TASK PROMPT
Identify each line below containing the string "styles" and copy it.

INFORMATION PROVIDED

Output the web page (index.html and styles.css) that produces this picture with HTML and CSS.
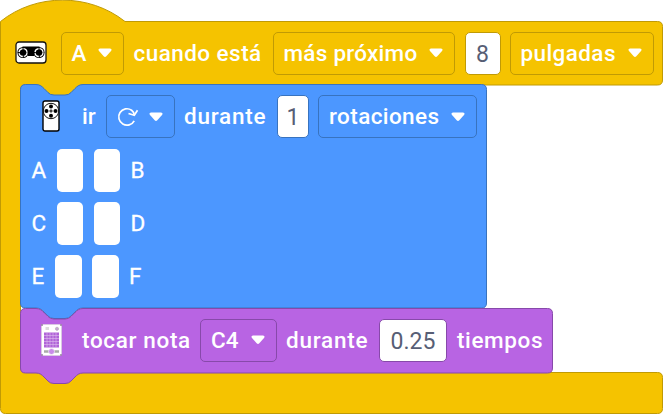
FILE: index.html
```html
<!DOCTYPE html>
<html lang="es">
<head>
<meta charset="utf-8">
<title>Bloques</title>
<link rel="stylesheet" href="styles.css">
</head>
<body>
<svg width="0" height="0" class="defs">
  <symbol id="caret" viewBox="0 0 14 10"><path d="M2 .5H12Q14.5 1 13 3L8.3 8.3Q7 9.5 5.7 8.3L1 3Q-.5 1 2 .5Z" fill="#fff"/></symbol>
</svg>
<main class="event">
  <svg class="shape" width="663" height="414" viewBox="0 0 663 414">
    <path fill="#f5c300" stroke="#c09a04" d="M.5 21.5C36-7 89-7 125 21.5H657.5Q662.5 21.5 662.5 26.5V80Q662.5 85 657.5 85H83C79 85 77 87 75 89L71 93Q69 95.500 65 95.500H54Q50 95.500 48 93L44 89C42 87 40 85 36 85H25.500Q20.500 85 20.500 90V367.500Q20.500 372.500 25.500 372.500H657.500Q662.500 372.500 662.500 377.500V408.500Q662.500 413.500 657.500 413.500H5.500Q.5 413.500 .5 408.500Z"/>
  </svg>
  <div class="row head">
    <svg class="i-distance" width="32" height="23" viewBox="0 0 32 23">
      <rect x="1" y="1" width="30" height="21" rx="3" fill="#fff" stroke="#111" stroke-width="1.300"/>
      <path d="M7.500 5.500H24.500V12H20L19 15H13L12 12H7.500Z" fill="#000"/>
      <circle cx="8" cy="11.500" r="5.600"/><circle cx="24" cy="11.500" r="5.600"/>
      <g fill="none" stroke="#fff" stroke-width="1.300" stroke-dasharray="5.300 1"><circle cx="8" cy="11.500" r="4"/><circle cx="24" cy="11.500" r="4"/></g>
    </svg>
    <span class="field port"><b class="t-a">A</b><svg class="caret"><use href="#caret"/></svg></span>
    <b class="t-when">cuando está</b>
    <span class="field near"><b class="t-near">más próximo</b><svg class="caret"><use href="#caret"/></svg></span>
    <span class="input eight">8</span>
    <span class="field inches"><b class="t-inches">pulgadas</b><svg class="caret"><use href="#caret"/></svg></span>
  </div>
  <section class="motor">
    <svg class="shape" width="467" height="235" viewBox="0 0 467 235">
      <path fill="#4c97ff" stroke="#3873bf" d="M.5 5.500Q.5 .5 5.500 .5H16C20 .5 22 2.500 24 4.500L28 8.500Q30 11 34 11H45Q49 11 51 8.500L55 4.500C57 2.500 59 .5 63 .5H461.500Q466.500 .5 466.500 5.500V219Q466.500 224 461.500 224H63C59 224 57 226 55 228L51 232Q49 234.500 45 234.500H34Q30 234.500 28 232L24 228C22 226 20 224 16 224H5.500Q.5 224 .5 219Z"/>
    </svg>
    <div class="row">
      <svg class="i-motor" width="18" height="32" viewBox="0 0 18 32">
        <rect x="1" y="1" width="16" height="30" rx="2" fill="#fff" stroke="#000" stroke-width="1.400"/>
        <circle cx="9" cy="11" r="7.700" fill="#fff" stroke="#111"/>
        <circle cx="9" cy="6.500" r="2"/><circle cx="9" cy="15.700" r="2"/><circle cx="4.500" cy="11" r="2"/><circle cx="13.500" cy="11" r="2"/>
        <path d="M9 9.300V12.700M7.300 11H10.700" stroke="#000"/>
      </svg>
      <b class="t-go">ir</b>
      <span class="field turn"><svg class="i-turn" width="22" height="22" viewBox="0 0 22 22" fill="none" stroke="#fff" stroke-width="1.700"><path d="M17.200 14.800A8.200 8.200 0 1 1 14.600 4.200Q17 6 17.300 9"/><path d="M11.500 7.500L17.300 9.300L20.500 4.200"/></svg><svg class="caret"><use href="#caret"/></svg></span>
      <b class="t-during">durante</b>
      <span class="input one">1</span>
      <span class="field rotations"><b class="t-rotations">rotaciones</b><svg class="caret"><use href="#caret"/></svg></span>
    </div>
    <div class="pair"><span>A</span><i></i><i></i><span>B</span></div>
    <div class="pair"><span>C</span><i></i><i></i><span>D</span></div>
    <div class="pair narrow"><span>E</span><i></i><i></i><span>F</span></div>
  </section>
  <section class="sound">
    <svg class="shape" width="533" height="76" viewBox="0 0 533 76">
      <path fill="#b864e3" stroke="#8749aa" d="M.5 5.500Q.5 .5 5.500 .5H16C20 .5 22 2.500 24 4.500L28 8.500Q30 11 34 11H45Q49 11 51 8.500L55 4.500C57 2.500 59 .5 63 .5H527.500Q532.500 .5 532.500 5.500V60Q532.500 65 527.500 65H83L63 65C59 65 57 67 55 69L51 73Q49 75.500 45 75.500H34Q30 75.500 28 73L24 69C22 67 20 65 16 65H5.500Q.5 65 .5 60Z"/>
    </svg>
    <div class="row">
      <svg class="i-hub" width="21" height="32" viewBox="0 0 21 32">
        <rect x=".5" y=".5" width="20" height="31" rx="1" fill="#fff" stroke="#d9c8e2"/>
        <path d="M0 1H2M19 1H21M0 31H2M19 31H21" stroke="#987fa6" stroke-width="1.500"/>
        <rect x="4.500" y="3" width="3.500" height="3" fill="#ddd"/><circle cx="16" cy="4.800" r="1.600" fill="#c8a6da" stroke="#aaa" stroke-width=".6"/>
        <rect x="3" y="8.500" width="15" height="15" fill="#b064d8"/>
        <path d="M6 8.500V23.500M9 8.500V23.500M12 8.500V23.500M15 8.500V23.500M3 11.500H18M3 14.500H18M3 17.500H18M3 20.500H18" stroke="#dfbdf0" stroke-width=".6"/>
        <path d="M3 27.500H18" stroke="#aaa" stroke-width="2.500"/><circle cx="10.500" cy="27.500" r="3" fill="#c98ce9" stroke="#fff" stroke-width=".6"/>
      </svg>
      <b class="t-play">tocar nota</b>
      <span class="field note"><b class="t-note">C4</b><svg class="caret"><use href="#caret"/></svg></span>
      <b class="t-during">durante</b>
      <span class="input beats">0.25</span>
      <b class="t-beats">tiempos</b>
    </div>
  </section>
</main>
</body>
</html>
```
FILE: styles.css
```css
* { box-sizing: border-box; }
body { margin: 0; background: #fff; overflow: hidden; }
.defs { position: absolute; }
.event {
  position: relative;
  width: 663px;
  height: 414px;
  padding-top: 31.5px;
  color: #fff;
  font: 500 22.5px/42px Roboto, sans-serif;
}
.shape { position: absolute; left: 0; top: 0; z-index: -1; overflow: visible; }
.event, .motor, .sound { isolation: isolate; }
.row { display: flex; align-items: center; height: 43px; white-space: nowrap; }
b { display: block; flex: none; padding-bottom: 1px; font-weight: 500; }
.row svg { flex: none; }
.row > svg { margin-bottom: 1px; }
.head { padding-left: 14.5px; }
.field {
  display: flex;
  align-items: center;
  flex: none;
  height: 43px;
  padding: 0 11px 0 10px;
  border: 1px solid #c09a04;
  border-radius: 5px;
}
.caret { width: 14px; height: 10px; margin-left: auto; }
.input {
  flex: none;
  height: 43px;
  border: 1px solid #c09a04;
  border-radius: 5px;
  background: #fff;
  color: #575e75;
  font-weight: 400;
  font-size: 23px;
  line-height: 43px;
  text-align: center;
}
.port { width: 63px; margin: 0 10px 0 14px; }
.t-when { width: 128px; margin-right: 11px; letter-spacing: .45px; }
.near { width: 182px; margin-right: 10px; }
.t-near { letter-spacing: .25px; }
.eight { width: 36px; margin-right: 9px; }
.inches { width: 144px; }
.t-inches { letter-spacing: .4px; }

.motor { position: relative; width: 467px; height: 224px; margin: 9.500px 0 0 20px; padding-top: 11px; }
.motor .row { padding-left: 22px; margin-bottom: 11px; }
.motor .field, .motor .input { border-color: #3873bf; }
.t-go { width: 14px; margin: 0 10px 0 22px; }
.turn { width: 69px; margin-right: 9px; }
.t-during { width: 83px; margin-right: 10px; letter-spacing: .75px; }
.one { width: 32px; margin-right: 9px; }
.rotations { width: 159px; }
.t-rotations { letter-spacing: .4px; }
.pair { display: flex; align-items: center; height: 43px; margin-bottom: 10px; padding-left: 11.500px; font-weight: 400; -webkit-text-stroke: .3px #fff; }
.pair span { width: 15px; padding-bottom: 2px; }
.pair i { width: 26.500px; height: 43px; margin-left: 10.300px; border-radius: 5px; background: #fff; }
.pair i + span { margin-left: 10.500px; }
.narrow span:first-child { width: 13.500px; }

.sound { position: relative; width: 533px; height: 64px; margin-left: 20px; padding-top: 10.500px; }
.sound .row { padding-left: 21px; }
.sound .field, .sound .input { border-color: #8749aa; }
.t-play { width: 109px; margin: 0 9px 0 20px; letter-spacing: .65px; }
.note { width: 77px; margin-right: 9px; }
.beats { width: 68px; margin-right: 10px; }
.t-beats { letter-spacing: .6px; }
```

THE RESPONSE
Output the web page (index.html and styles.css) that produces this picture with HTML and CSS.
<link rel="stylesheet" href="styles.css">
FILE: styles.css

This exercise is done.